Bloomberg WASHINGTON - Saudi Arabia may run out of financial assets needed to support spending within five years if the government maintains current policies, the International Monetary Fund said, underscoring the need of measures to shore up public finances amid the drop in oil prices.

The same is true of Bahrain and Oman in the six-member Gulf Cooperation Council, the IMF said in a report. Kuwait, Qatar and the United Arab Emirates have relatively more financial assets that could support them for more than 20 years, the Washington-based lender said.

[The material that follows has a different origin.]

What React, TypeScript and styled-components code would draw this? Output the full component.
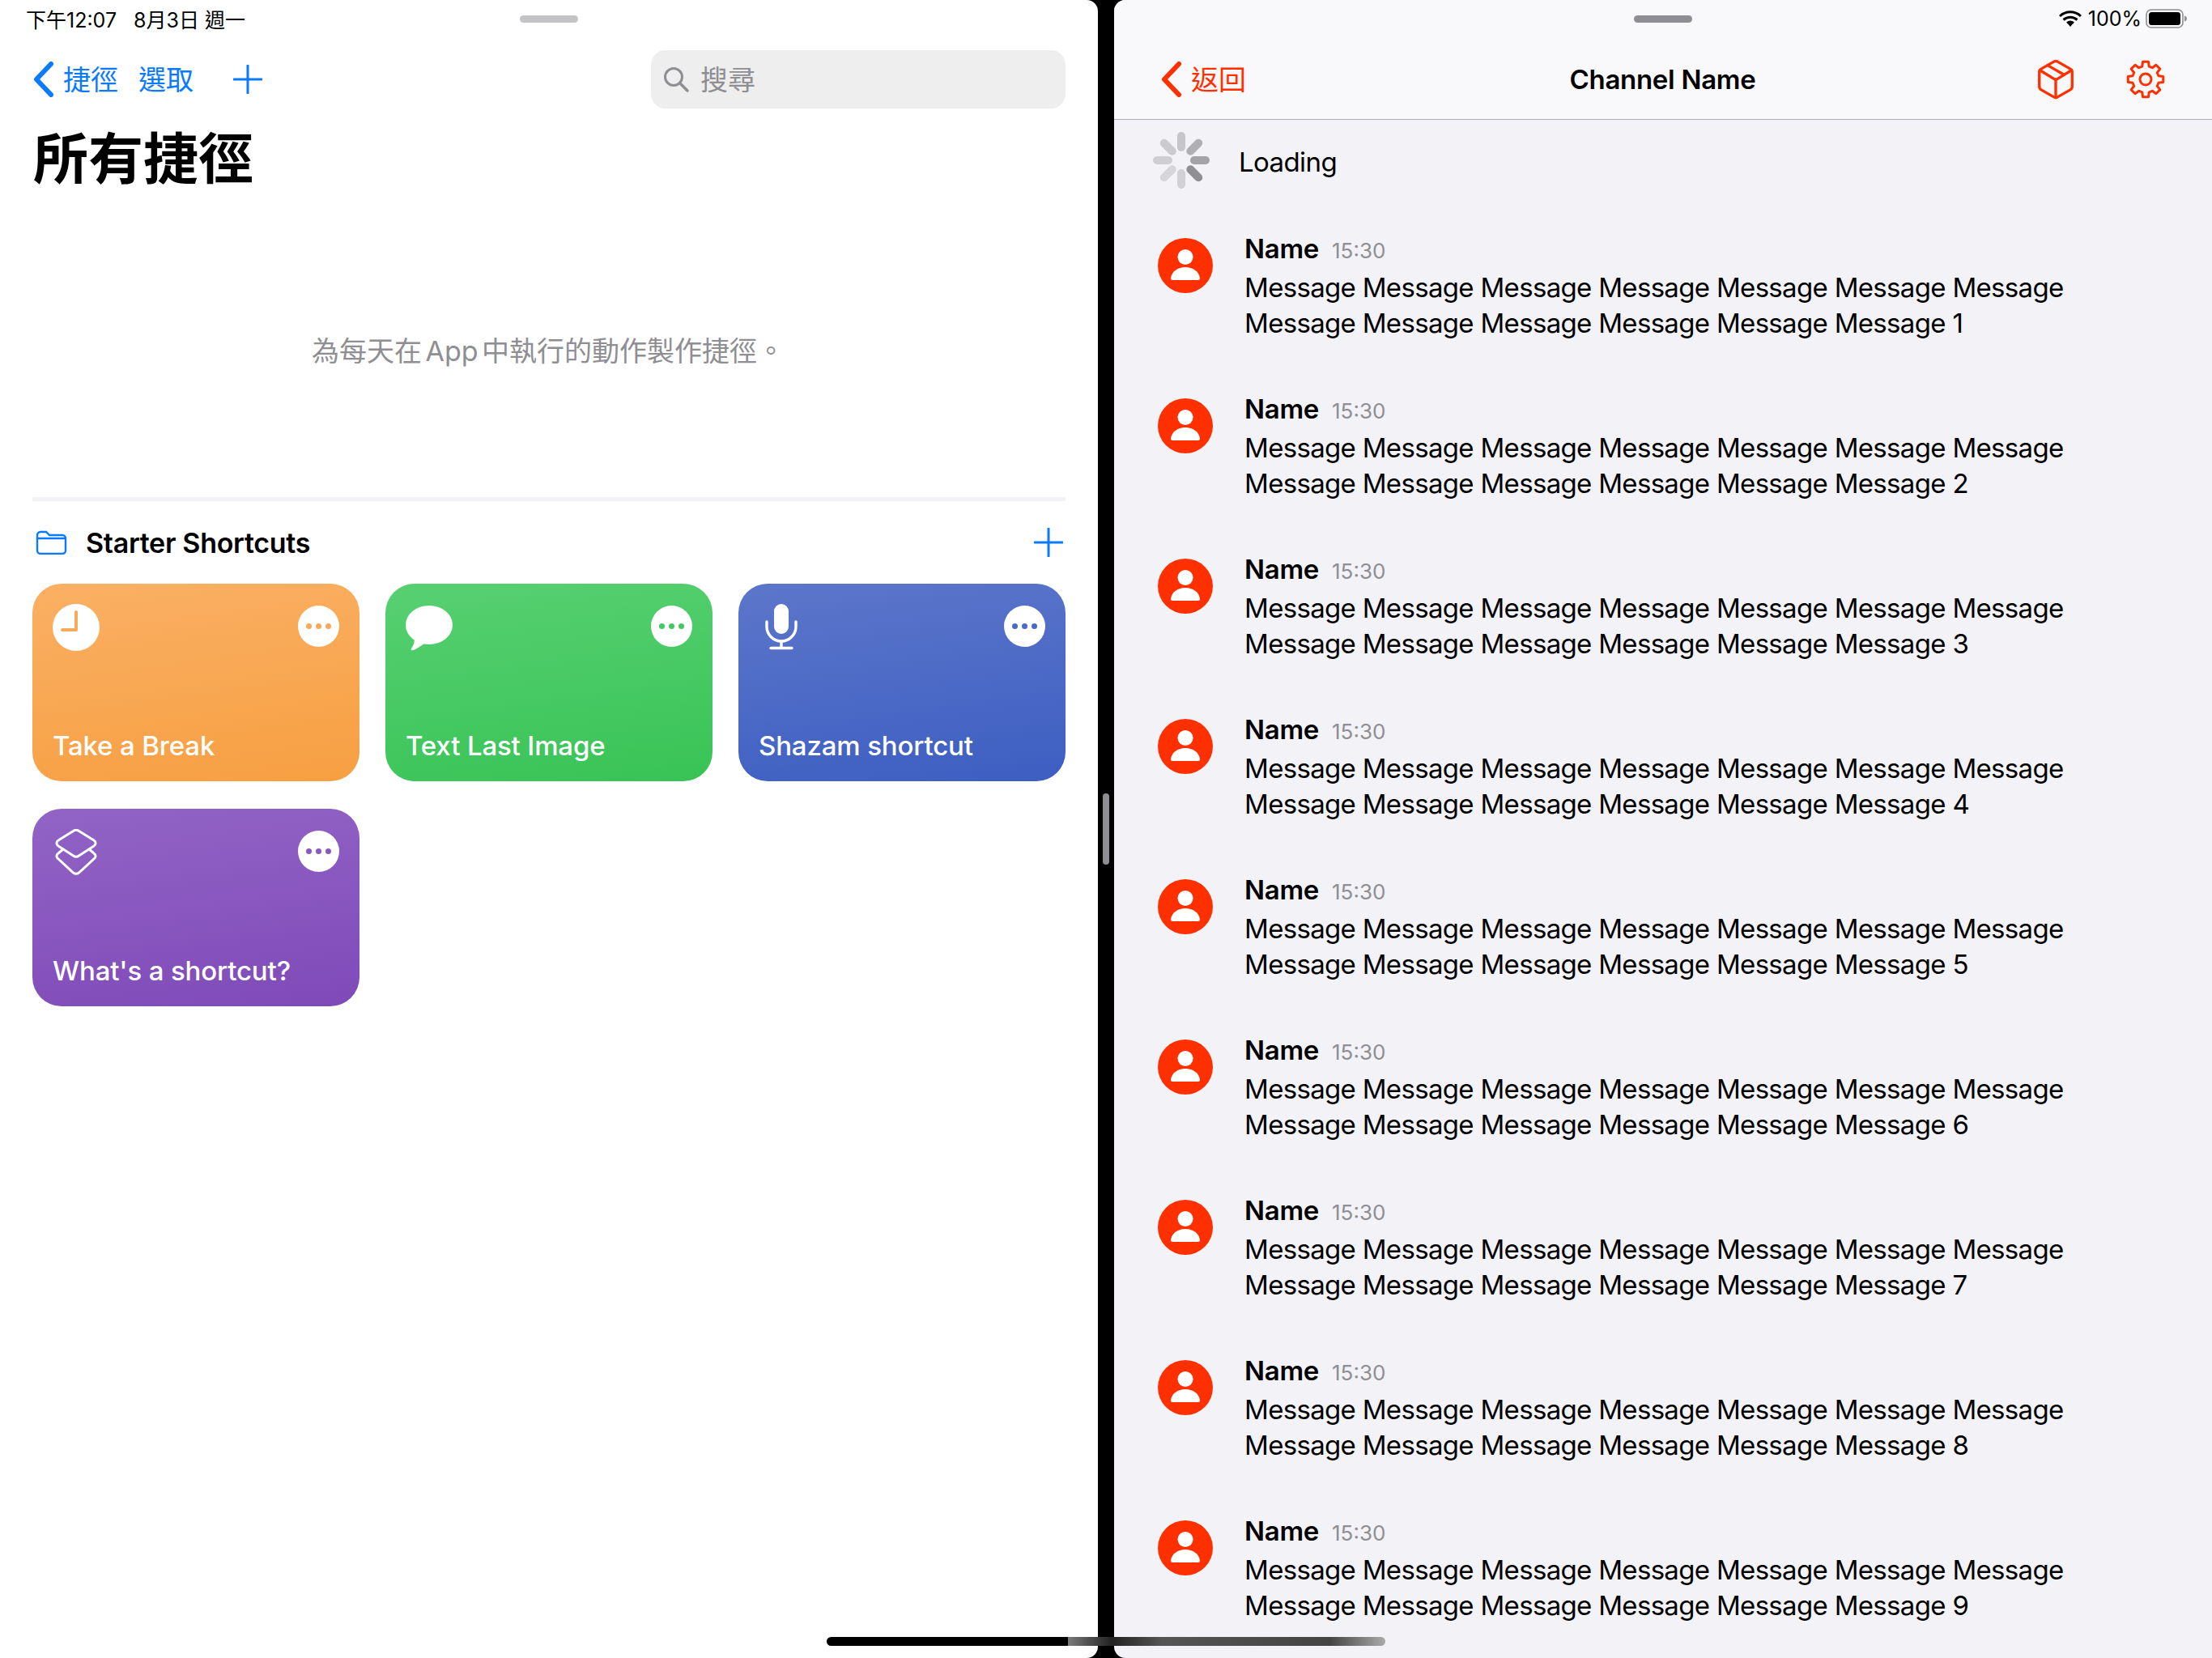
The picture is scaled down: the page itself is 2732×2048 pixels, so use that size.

Saudi authorities are already planning spending cuts as the world’s biggest oil exporter seeks to cut its budget deficit. Officials have repeatedly said that the kingdom’s economy, the Arab world’s biggest, is strong enough to weather the plunge in crude prices as it did in similar crises, when its finances were under more strain.

But the IMF said measures being considered by oil exporters “are likely to be inadequate to achieve the needed medium-term fiscal consolidation,” the IMF said. “Under current policies, countries would run out of buffers in less than five years because of large fiscal deficits.”

Saudi Arabia accumulated hundreds of billions of dollars in the past decade to help the economy absorb the shock of falling prices. The kingdom’s debt as a percentage of gross domestic product fell to less than 2 percent in 2014, the lowest in the world.

The recent decline in the price of crude, which accounts for about 80 percent of Saudi’s revenue, is prompting the government to delay projects and sell bonds for the first time since 2007. Net foreign assets fell to the lowest level in more than two years in August, with the kingdom fighting a war in Yemen and avoiding economic policies that could trigger social or political unrest.

The IMF expects Saudi’s budget deficit to rise to more than 20 percent of gross domestic product this year after King Salman announced one-time bonuses for public-sector workers following his accession to the throne in January. The deficit is expected to be 19.4 percent in 2016.

“There have been a number of one-off spending proposals this year that have taken place, and those initiatives have added to the spending needs,” Masood Ahmed, director of the Middle East and Central Asia department at the IMF, said in an interview in Dubai.

“The budget deficit in Saudi Arabia does go down substantially as a share of GDP over the next five years but it still remains high over this period, all the more reason to identify ways in which it can be brought down further to more a manageable level,” he said.

David Butter, associate fellow at Chatham House in London, said a crisis isn’t imminent.

“They have options of borrowing and then they have other options in terms of structural reform, developing some sort of effective tax policy, maybe some privatisation,” he said by phone. Still, if the government doesn’t develop sustainable non-oil revenue over the next 5 to 10 years, “then of course, they’re in big trouble,” he said.

The benchmark Tadawul All Share Index for stocks declined 1.7 percent at 12:35 p.m. in Riyadh, extending its drop over the past year to 25 percent. The MSCI Emerging Market Index has fallen 12 percent over the same period.

The kingdom’s net foreign assets fell for a seventh month to $654.5 billion at the end of August. Saudi Arabia has raised 55 billion riyals ($14.7 billion) from debt issuance this year. The IMF expects the debt-to-GDP ratio to grow to 17 percent next year.

Saudi Arabia has led the Organisation of Petroleum Exporting Countries in boosting production to defend market share even as prices plunged below $50 a barrel, abandoning its previous role of cutting output to boost prices.

Analysts have said Oman and Bahrain face greater risks than their wealthier neighbours from the decline in crude prices, with less oil to sell, thinner fiscal buffers and in Bahrain’s case, more debt.

The IMF expects Oman’s budget deficit to widen to 17.7 percent of GDP this year and 20 percent in 2016. For Bahrain, the fund expects the shortfall to stand at 14.2 percent in 2015 and 13.9 percent next year.